EXERCISE PROMPT: Skip all pictures, then print the remaining material exactly.

── INFORMATION SUPPLIED

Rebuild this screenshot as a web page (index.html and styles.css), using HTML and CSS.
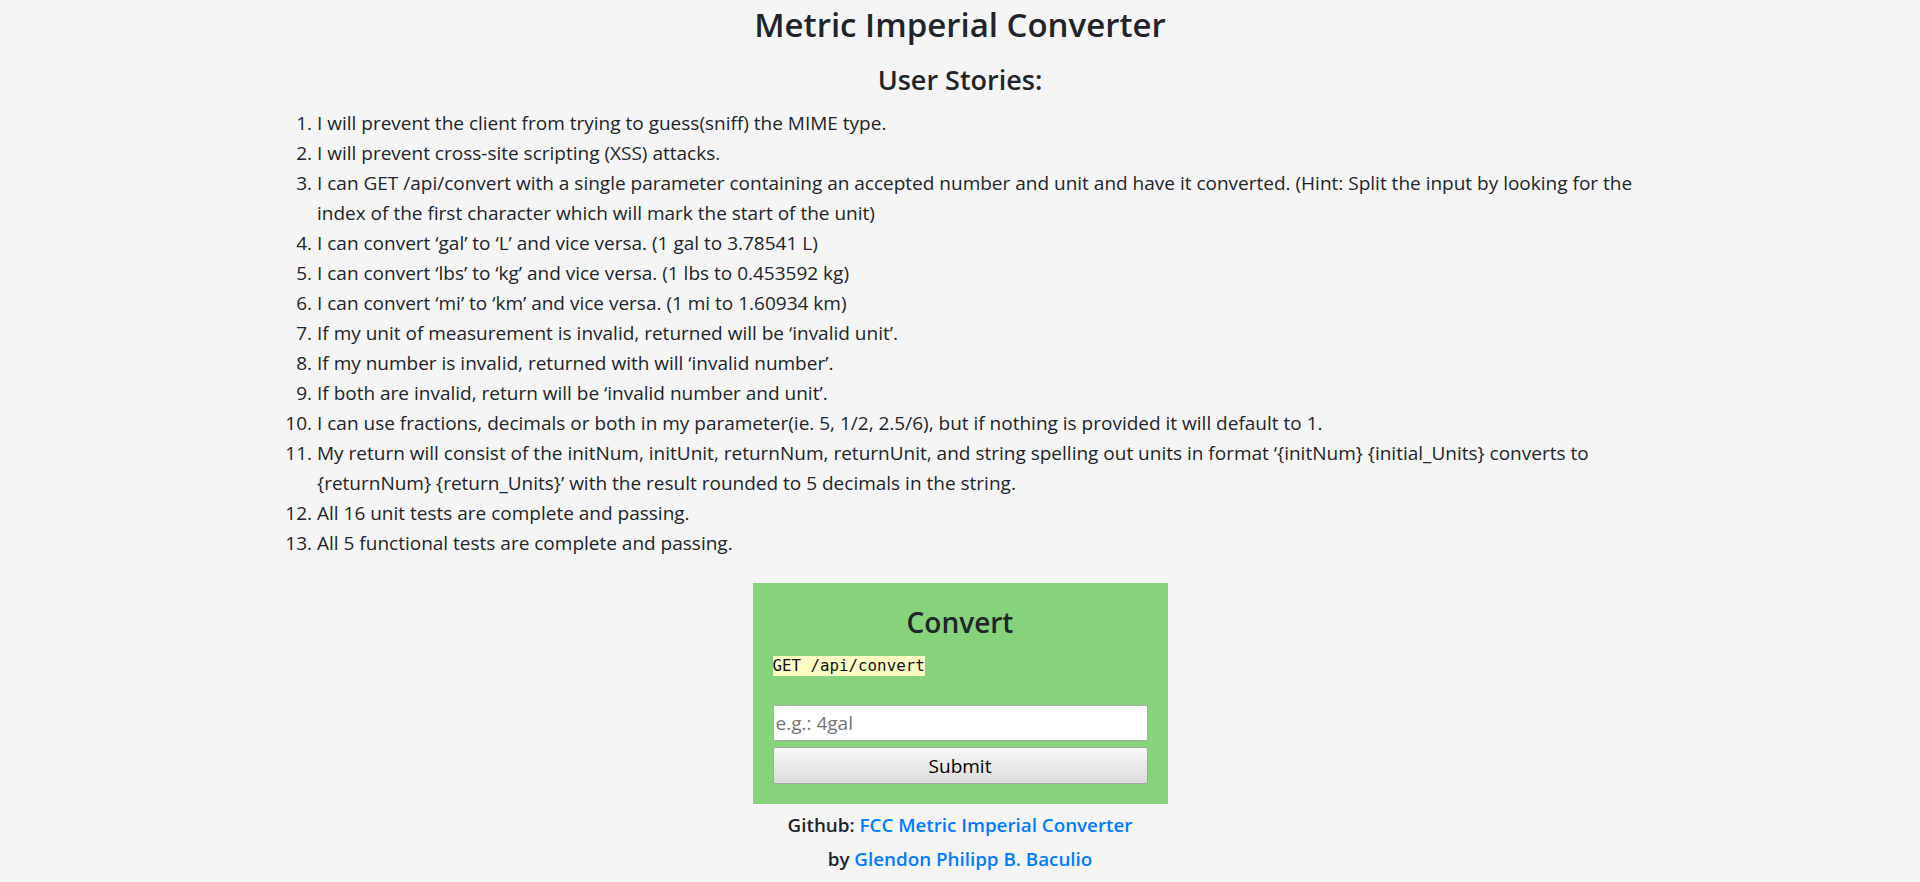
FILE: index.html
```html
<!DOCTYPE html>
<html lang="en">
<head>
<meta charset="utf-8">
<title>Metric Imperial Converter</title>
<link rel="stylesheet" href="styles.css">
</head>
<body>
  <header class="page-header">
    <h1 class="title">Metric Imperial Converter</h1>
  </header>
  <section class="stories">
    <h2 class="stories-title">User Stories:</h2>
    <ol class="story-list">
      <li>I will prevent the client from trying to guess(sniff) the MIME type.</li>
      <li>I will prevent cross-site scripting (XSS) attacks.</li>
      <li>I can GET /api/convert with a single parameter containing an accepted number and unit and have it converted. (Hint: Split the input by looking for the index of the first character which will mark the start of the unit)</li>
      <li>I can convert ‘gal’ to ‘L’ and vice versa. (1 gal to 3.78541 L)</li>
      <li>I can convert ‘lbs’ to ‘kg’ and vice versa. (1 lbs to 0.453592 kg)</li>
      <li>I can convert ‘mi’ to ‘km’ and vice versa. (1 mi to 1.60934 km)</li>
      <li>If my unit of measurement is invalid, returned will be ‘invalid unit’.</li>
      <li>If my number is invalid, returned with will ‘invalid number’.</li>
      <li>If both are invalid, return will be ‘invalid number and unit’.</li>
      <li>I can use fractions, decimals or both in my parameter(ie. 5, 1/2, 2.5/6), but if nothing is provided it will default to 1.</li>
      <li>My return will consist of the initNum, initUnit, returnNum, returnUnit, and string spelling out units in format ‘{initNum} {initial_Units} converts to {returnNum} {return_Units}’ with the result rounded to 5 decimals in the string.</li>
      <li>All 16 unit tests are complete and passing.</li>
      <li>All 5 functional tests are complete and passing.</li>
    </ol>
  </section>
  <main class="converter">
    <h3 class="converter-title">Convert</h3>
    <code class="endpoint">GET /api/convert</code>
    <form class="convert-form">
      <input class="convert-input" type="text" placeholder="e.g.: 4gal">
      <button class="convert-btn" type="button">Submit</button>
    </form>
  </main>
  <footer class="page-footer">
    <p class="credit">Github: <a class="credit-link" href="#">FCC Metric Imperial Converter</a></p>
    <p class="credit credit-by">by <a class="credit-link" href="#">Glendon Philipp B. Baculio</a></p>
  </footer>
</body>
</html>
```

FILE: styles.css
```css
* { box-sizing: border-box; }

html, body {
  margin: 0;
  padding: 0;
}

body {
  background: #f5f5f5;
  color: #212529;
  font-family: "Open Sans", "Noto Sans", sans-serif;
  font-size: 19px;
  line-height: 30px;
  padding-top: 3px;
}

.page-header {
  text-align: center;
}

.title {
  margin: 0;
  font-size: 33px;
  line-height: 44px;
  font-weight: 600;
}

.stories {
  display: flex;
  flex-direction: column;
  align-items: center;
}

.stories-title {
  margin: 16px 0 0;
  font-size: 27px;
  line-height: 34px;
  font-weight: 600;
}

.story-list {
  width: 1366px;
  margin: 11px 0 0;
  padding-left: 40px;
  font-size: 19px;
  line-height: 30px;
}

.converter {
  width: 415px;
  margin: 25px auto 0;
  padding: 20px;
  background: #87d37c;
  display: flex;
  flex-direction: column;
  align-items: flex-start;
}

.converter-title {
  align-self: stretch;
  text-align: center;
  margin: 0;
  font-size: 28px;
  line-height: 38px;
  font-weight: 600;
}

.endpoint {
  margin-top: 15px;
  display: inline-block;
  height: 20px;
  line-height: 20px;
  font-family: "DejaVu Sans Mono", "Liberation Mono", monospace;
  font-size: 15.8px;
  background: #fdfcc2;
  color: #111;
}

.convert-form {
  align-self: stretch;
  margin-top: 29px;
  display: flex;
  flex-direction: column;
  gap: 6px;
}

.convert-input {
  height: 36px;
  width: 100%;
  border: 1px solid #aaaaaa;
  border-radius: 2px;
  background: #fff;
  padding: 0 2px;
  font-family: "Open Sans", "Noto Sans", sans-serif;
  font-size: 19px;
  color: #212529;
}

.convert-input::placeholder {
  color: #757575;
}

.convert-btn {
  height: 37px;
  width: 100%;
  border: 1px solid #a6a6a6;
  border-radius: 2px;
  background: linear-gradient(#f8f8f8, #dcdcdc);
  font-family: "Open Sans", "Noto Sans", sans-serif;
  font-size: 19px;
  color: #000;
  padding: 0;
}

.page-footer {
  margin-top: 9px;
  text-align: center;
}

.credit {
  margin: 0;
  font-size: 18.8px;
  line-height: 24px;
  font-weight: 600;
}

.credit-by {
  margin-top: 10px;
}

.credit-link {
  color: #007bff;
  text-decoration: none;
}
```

────

SOLUTION BELOW:
Rebuild this screenshot as a web page (index.html and styles.css), using HTML and CSS.
FILE: index.html
```html
<!DOCTYPE html>
<html lang="en">
<head>
<meta charset="utf-8">
<title>Metric Imperial Converter</title>
<link rel="stylesheet" href="styles.css">
</head>
<body>
  <header class="page-header">
    <h1 class="title">Metric Imperial Converter</h1>
  </header>
  <section class="stories">
    <h2 class="stories-title">User Stories:</h2>
    <ol class="story-list">
      <li>I will prevent the client from trying to guess(sniff) the MIME type.</li>
      <li>I will prevent cross-site scripting (XSS) attacks.</li>
      <li>I can GET /api/convert with a single parameter containing an accepted number and unit and have it converted. (Hint: Split the input by looking for the index of the first character which will mark the start of the unit)</li>
      <li>I can convert ‘gal’ to ‘L’ and vice versa. (1 gal to 3.78541 L)</li>
      <li>I can convert ‘lbs’ to ‘kg’ and vice versa. (1 lbs to 0.453592 kg)</li>
      <li>I can convert ‘mi’ to ‘km’ and vice versa. (1 mi to 1.60934 km)</li>
      <li>If my unit of measurement is invalid, returned will be ‘invalid unit’.</li>
      <li>If my number is invalid, returned with will ‘invalid number’.</li>
      <li>If both are invalid, return will be ‘invalid number and unit’.</li>
      <li>I can use fractions, decimals or both in my parameter(ie. 5, 1/2, 2.5/6), but if nothing is provided it will default to 1.</li>
      <li>My return will consist of the initNum, initUnit, returnNum, returnUnit, and string spelling out units in format ‘{initNum} {initial_Units} converts to {returnNum} {return_Units}’ with the result rounded to 5 decimals in the string.</li>
      <li>All 16 unit tests are complete and passing.</li>
      <li>All 5 functional tests are complete and passing.</li>
    </ol>
  </section>
  <main class="converter">
    <h3 class="converter-title">Convert</h3>
    <code class="endpoint">GET /api/convert</code>
    <form class="convert-form">
      <input class="convert-input" type="text" placeholder="e.g.: 4gal">
      <button class="convert-btn" type="button">Submit</button>
    </form>
  </main>
  <footer class="page-footer">
    <p class="credit">Github: <a class="credit-link" href="#">FCC Metric Imperial Converter</a></p>
    <p class="credit credit-by">by <a class="credit-link" href="#">Glendon Philipp B. Baculio</a></p>
  </footer>
</body>
</html>
```

FILE: styles.css
```css
* { box-sizing: border-box; }

html, body {
  margin: 0;
  padding: 0;
}

body {
  background: #f5f5f5;
  color: #212529;
  font-family: "Open Sans", "Noto Sans", sans-serif;
  font-size: 19px;
  line-height: 30px;
  padding-top: 3px;
}

.page-header {
  text-align: center;
}

.title {
  margin: 0;
  font-size: 33px;
  line-height: 44px;
  font-weight: 600;
}

.stories {
  display: flex;
  flex-direction: column;
  align-items: center;
}

.stories-title {
  margin: 16px 0 0;
  font-size: 27px;
  line-height: 34px;
  font-weight: 600;
}

.story-list {
  width: 1366px;
  margin: 11px 0 0;
  padding-left: 40px;
  font-size: 19px;
  line-height: 30px;
}

.converter {
  width: 415px;
  margin: 25px auto 0;
  padding: 20px;
  background: #87d37c;
  display: flex;
  flex-direction: column;
  align-items: flex-start;
}

.converter-title {
  align-self: stretch;
  text-align: center;
  margin: 0;
  font-size: 28px;
  line-height: 38px;
  font-weight: 600;
}

.endpoint {
  margin-top: 15px;
  display: inline-block;
  height: 20px;
  line-height: 20px;
  font-family: "DejaVu Sans Mono", "Liberation Mono", monospace;
  font-size: 15.8px;
  background: #fdfcc2;
  color: #111;
}

.convert-form {
  align-self: stretch;
  margin-top: 29px;
  display: flex;
  flex-direction: column;
  gap: 6px;
}

.convert-input {
  height: 36px;
  width: 100%;
  border: 1px solid #aaaaaa;
  border-radius: 2px;
  background: #fff;
  padding: 0 2px;
  font-family: "Open Sans", "Noto Sans", sans-serif;
  font-size: 19px;
  color: #212529;
}

.convert-input::placeholder {
  color: #757575;
}

.convert-btn {
  height: 37px;
  width: 100%;
  border: 1px solid #a6a6a6;
  border-radius: 2px;
  background: linear-gradient(#f8f8f8, #dcdcdc);
  font-family: "Open Sans", "Noto Sans", sans-serif;
  font-size: 19px;
  color: #000;
  padding: 0;
}

.page-footer {
  margin-top: 9px;
  text-align: center;
}

.credit {
  margin: 0;
  font-size: 18.8px;
  line-height: 24px;
  font-weight: 600;
}

.credit-by {
  margin-top: 10px;
}

.credit-link {
  color: #007bff;
  text-decoration: none;
}
```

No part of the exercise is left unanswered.